If you choose the Tabular mode from the main menu, you will be able to see a rendition of the database of all repetition strings computed and visualised in this project. The database contains all repetemes of low frequency collected from the Benjy and Dilsey chapters. Not all high-frequency repetemes, on the other hand, have been included in the database. However, pending further funding for the project, the future plan is to add all lexical repetitions, except for function words, from the Benjy and Dilsey chapters as well as from the remaining two chapters narrated by Quentin and Jason. It is also planned to include other translation versions from across a wider range of languages.
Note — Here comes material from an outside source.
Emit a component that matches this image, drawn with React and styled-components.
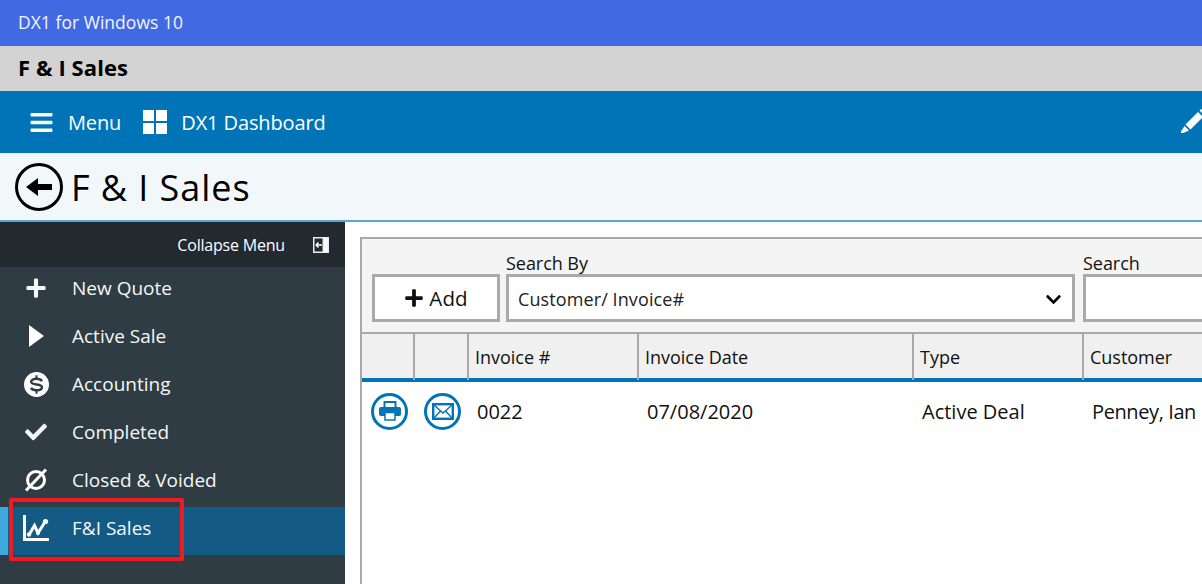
import React from "react";
import styled, { createGlobalStyle } from "styled-components";
import { FaPlus, FaCheck, FaBars, FaChevronDown } from "react-icons/fa";

const Global = createGlobalStyle`
  html, body { margin: 0; padding: 0; background: #fff; overflow: hidden; }
  body { font-family: "Open Sans", "Noto Sans", sans-serif; }
`;
const Page = styled.div`width:1202px;height:584px;display:flex;flex-direction:column;overflow:hidden;position:relative;`;
const TitleBar = styled.div`height:46px;flex:none;background:#4169e1;color:#f2f5ff;font-size:17.5px;line-height:45px;padding-left:18px;letter-spacing:.03px;`;
const AppName = styled.div`height:45px;flex:none;background:#d3d3d3;color:#000;font-size:22px;font-weight:700;line-height:43px;padding-left:18px;letter-spacing:.1px;`;
const Nav = styled.div`height:62px;flex:none;background:#0174b8;color:#fff;display:flex;align-items:center;padding-left:29px;font-size:20px;letter-spacing:-.12px;position:relative;`;
const NavItem = styled.div`display:flex;align-items:center;gap:${p=>p.$gap}px;margin-right:${p=>p.$mr||0}px;line-height:1;`;
const NavLabel = styled.span`padding-top:2px;`;
const EditSlot = styled.span`position:absolute;left:1181px;top:18px;display:flex;`;
const Header = styled.div`height:67px;flex:none;background:#f2f7fa;border-bottom:2px solid #5aa6d8;display:flex;align-items:center;padding-left:15px;gap:8px;`;
const Back = styled.div`width:48px;height:48px;box-sizing:border-box;border:3px solid #000;border-radius:50%;display:flex;align-items:center;justify-content:center;`;
const PageTitle = styled.h1`margin:2px 0 0;font-size:36px;font-weight:400;color:#000;letter-spacing:.95px;line-height:1;`;
const Body = styled.div`flex:1;display:flex;min-height:0;`;
const Side = styled.aside`width:345px;flex:none;background:#2f3c43;display:flex;flex-direction:column;`;
const Collapse = styled.div`height:45px;flex:none;background:#22292f;color:#fff;display:flex;align-items:center;justify-content:flex-end;padding-right:16px;gap:28px;font-size:16px;letter-spacing:-.2px;box-sizing:border-box;`;
const MenuItem = styled.div`height:48px;flex:none;display:flex;align-items:center;color:#f4f7f8;font-size:19px;letter-spacing:0;padding-bottom:6px;background:${p=>p.$active?"#135a85":"transparent"};border-left:8px solid ${p=>p.$active?"#3fa9dd":"transparent"};box-sizing:border-box;`;
const MenuIcon = styled.span`width:56px;margin-right:8px;display:flex;justify-content:center;align-items:center;flex:none;`;
const RedBox = styled.div`position:absolute;left:9px;top:498px;width:175px;height:63px;box-sizing:border-box;border:4px solid #ed1c24;border-radius:2px;`;
const Main = styled.main`flex:1;min-width:0;background:#fff;padding:15px 0 0 15px;overflow:hidden;`;
const Panel = styled.div`height:100%;border:2px solid #a9a9a9;border-right:none;border-bottom:none;background:#fff;width:900px;`;
const Toolbar = styled.div`height:93px;background:#f4f4f4;box-sizing:border-box;padding:0 0 10px 10px;display:flex;align-items:flex-end;gap:6px;`;
const Field = styled.div`display:flex;flex-direction:column;margin-right:${p=>p.$mr||0}px;`;
const Label = styled.label`font-size:18px;line-height:21px;color:#111;letter-spacing:-.05px;`;
const Box = styled.div`box-sizing:border-box;height:48px;width:${p=>p.$w}px;border:3px solid #a9a9a9;background:#fff;display:flex;align-items:center;font-size:18px;color:#222;letter-spacing:.1px;`;
const AddBtn = styled(Box)`justify-content:center;gap:5px;font-size:20.5px;color:#111;`;
const SelectBox = styled(Box)`justify-content:space-between;padding:2px 10px 0 9px;`;
const TableHead = styled.div`display:grid;grid-template-columns:53px 54px 170px 275px 170px 200px;height:46px;background:#f0f0f0;border-top:2px solid #a9a9a9;box-sizing:border-box;`;
const Th = styled.div`border-right:2px solid #a9a9a9;font-size:18px;color:#111;padding-left:6px;line-height:46px;letter-spacing:-.02px;`;
const BlueLine = styled.div`height:4px;background:#0174b8;`;
const Row = styled.div`display:grid;grid-template-columns:53px 54px 170px 275px 170px 200px;height:58px;align-items:center;font-size:20px;color:#111;`;
const Td = styled.div`padding-left:8px;white-space:nowrap;letter-spacing:${p=>p.$ls||0}px;`;
const RoundIcon = styled.div`width:37px;height:37px;box-sizing:border-box;border:3px solid #0174b8;border-radius:50%;display:flex;align-items:center;justify-content:center;margin-left:${p=>p.$ml}px;`;

const Windows = () => (
  <svg width="24" height="24" viewBox="0 0 24 24" fill="#fff"><rect x="0" y="0" width="11" height="11"/><rect x="13" y="0" width="11" height="11"/><rect x="0" y="13" width="11" height="11"/><rect x="13" y="13" width="11" height="11"/></svg>
);
const Pencil = () => (
  <svg width="25" height="25" viewBox="0 0 25 25" fill="#fff"><path d="M4.5 15.5L17 3L22 8L9.5 20.5Z"/><path d="M18.5 1.5L20 0L25 5L23.5 6.5Z"/><path d="M3.5 17L8 21.5L2.5 24H0V22.5Z"/></svg>
);
const BackArrow = () => (
  <svg width="26" height="20" viewBox="0 0 26 20" fill="#000"><path d="M0 10L12 1V7H26V13H12V19Z"/></svg>
);
const CollapseIcon = () => (
  <svg width="16" height="16" viewBox="0 0 16 16"><rect width="16" height="16" fill="#e8ecee"/><rect x="1.5" y="1.5" width="8" height="13" fill="#22292f"/><rect x="11" y="1.5" width="3.5" height="13" fill="#fff"/><path d="M3 8h6M3 8l2.5-2.5M3 8l2.5 2.5" stroke="#fff" strokeWidth="1.6" fill="none"/></svg>
);
const Play = () => (
  <svg width="15" height="22" viewBox="0 0 15 22" fill="#fff"><path d="M0 0L15 11L0 22Z"/></svg>
);
const Dollar = () => (
  <svg width="25" height="25" viewBox="0 0 25 25"><circle cx="12.5" cy="12.5" r="12.5" fill="#fff"/><path d="M18 9.2c-.8-1.6-3-2.4-5.5-2.4-3 0-5.4 1.1-5.4 3 0 3.9 10.9 1.4 10.9 5.4 0 1.9-2.4 3-5.5 3-2.6 0-4.7-.8-5.5-2.5" fill="none" stroke="#2f3c43" strokeWidth="2.4"/><path d="M12.5 3.2v3.6M12.5 18.2v3.6" stroke="#2f3c43" strokeWidth="2"/></svg>
);
const Ban = () => (
  <svg width="24" height="24" viewBox="0 0 24 24" fill="none" stroke="#fff" strokeWidth="3"><circle cx="12" cy="12" r="8.5"/><path d="M2 22.5L22 1.5"/></svg>
);
const Chart = () => (
  <svg width="26" height="26" viewBox="0 0 26 26" fill="none" stroke="#fff"><path d="M1.5 0V24.5H26" strokeWidth="3"/><path d="M6.5 19L11.5 10.5L15 18L22 7" strokeWidth="3"/><circle cx="6" cy="19.5" r="2.2" fill="#fff" stroke="none"/><circle cx="15" cy="18" r="2" fill="#fff" stroke="none"/><circle cx="22.5" cy="6.5" r="2.6" fill="#fff" stroke="none"/></svg>
);
const Printer = () => (
  <svg width="22" height="20" viewBox="0 0 22 20"><rect x="5.5" y="1" width="11" height="6" fill="#fff" stroke="#0174b8" strokeWidth="2"/><rect x="0" y="6" width="22" height="9" rx="2" fill="#0174b8"/><rect x="6" y="11.5" width="10" height="7.5" fill="#fff" stroke="#0174b8" strokeWidth="1.5"/></svg>
);
const Mail = () => (
  <svg width="22" height="17" viewBox="0 0 22 17" fill="none" stroke="#0174b8"><rect x="1.2" y="1.2" width="19.6" height="14.6" strokeWidth="2.4"/><path d="M2 2l9 8 9-8M2 15l6.5-7M20 15l-6.5-7" strokeWidth="1.4"/></svg>
);

const items = [
  ["New Quote", <FaPlus size={22}/>],
  ["Active Sale", <Play/>],
  ["Accounting", <Dollar/>],
  ["Completed", <FaCheck size={22}/>],
  ["Closed & Voided", <Ban/>],
  ["F&I Sales", <Chart/>, true],
];

export default function App() {
  return (
    <Page>
      <Global/>
      <TitleBar>DX1 for Windows 10</TitleBar>
      <AppName>F &amp; I Sales</AppName>
      <Nav>
        <NavItem $gap={14} $mr={22}><FaBars size={25}/><NavLabel>Menu</NavLabel></NavItem>
        <NavItem $gap={14}><Windows/><NavLabel>DX1 Dashboard</NavLabel></NavItem>
        <EditSlot><Pencil/></EditSlot>
      </Nav>
      <Header>
        <Back><BackArrow/></Back>
        <PageTitle>F &amp; I Sales</PageTitle>
      </Header>
      <Body>
        <Side>
          <Collapse>Collapse Menu <CollapseIcon/></Collapse>
          {items.map(([t, ic, a]) => (
            <MenuItem key={t} $active={a}>
              <MenuIcon>{ic}</MenuIcon>{t}
            </MenuItem>
          ))}
        </Side>
        <Main>
          <Panel>
            <Toolbar>
              <AddBtn $w={128}><FaPlus size={20}/>Add</AddBtn>
              <Field $mr={2}><Label>Search By</Label>
                <SelectBox $w={569}>Customer/ Invoice#<FaChevronDown size={17} color="#000"/></SelectBox>
              </Field>
              <Field><Label>Search</Label><Box $w={130}/></Field>
            </Toolbar>
            <TableHead>
              <Th/><Th/><Th>Invoice #</Th><Th>Invoice Date</Th><Th>Type</Th><Th>Customer</Th>
            </TableHead>
            <BlueLine/>
            <Row>
              <RoundIcon $ml={9}><Printer/></RoundIcon>
              <RoundIcon $ml={9}><Mail/></RoundIcon>
              <Td>0022</Td><Td>07/08/2020</Td><Td>Active Deal</Td><Td $ls={-0.4}>Penney, Ian</Td>
            </Row>
          </Panel>
        </Main>
      </Body>
      <RedBox/>
    </Page>
  );
}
The Tabular mode displays the choices that the translators made (see also explanation under Dataset). Translatorial choices from across three versions (i.e. Lithuanian, first Russian, and first Polish translations) are aligned with the English text by the instances of repetition strings. A repeteme pointer indicates a separate entry for each repetition string. A repeteme pointer is followed by the list of word forms found in the original text and the frequency of their occurrences in parentheses. The first row of a repeteme entry displays short excerpts of the context of the English variants. The rows below contain translatorial choices per each repetition instance. The last row in each entry contains numerical values which are the numbers of sentences in which repetition instances are found. When it comes to sentence numbering, note that the original version in English was used as a basis to number the aligned translated versions because every now and then the translators were found to merge or split the original text sentences. Overall, the translators have kept close to the boundaries of original sentences. In rare cases would the translators leave original sentences untranslated in their entirety.
Fig. 9 Selection of the tabular data representation.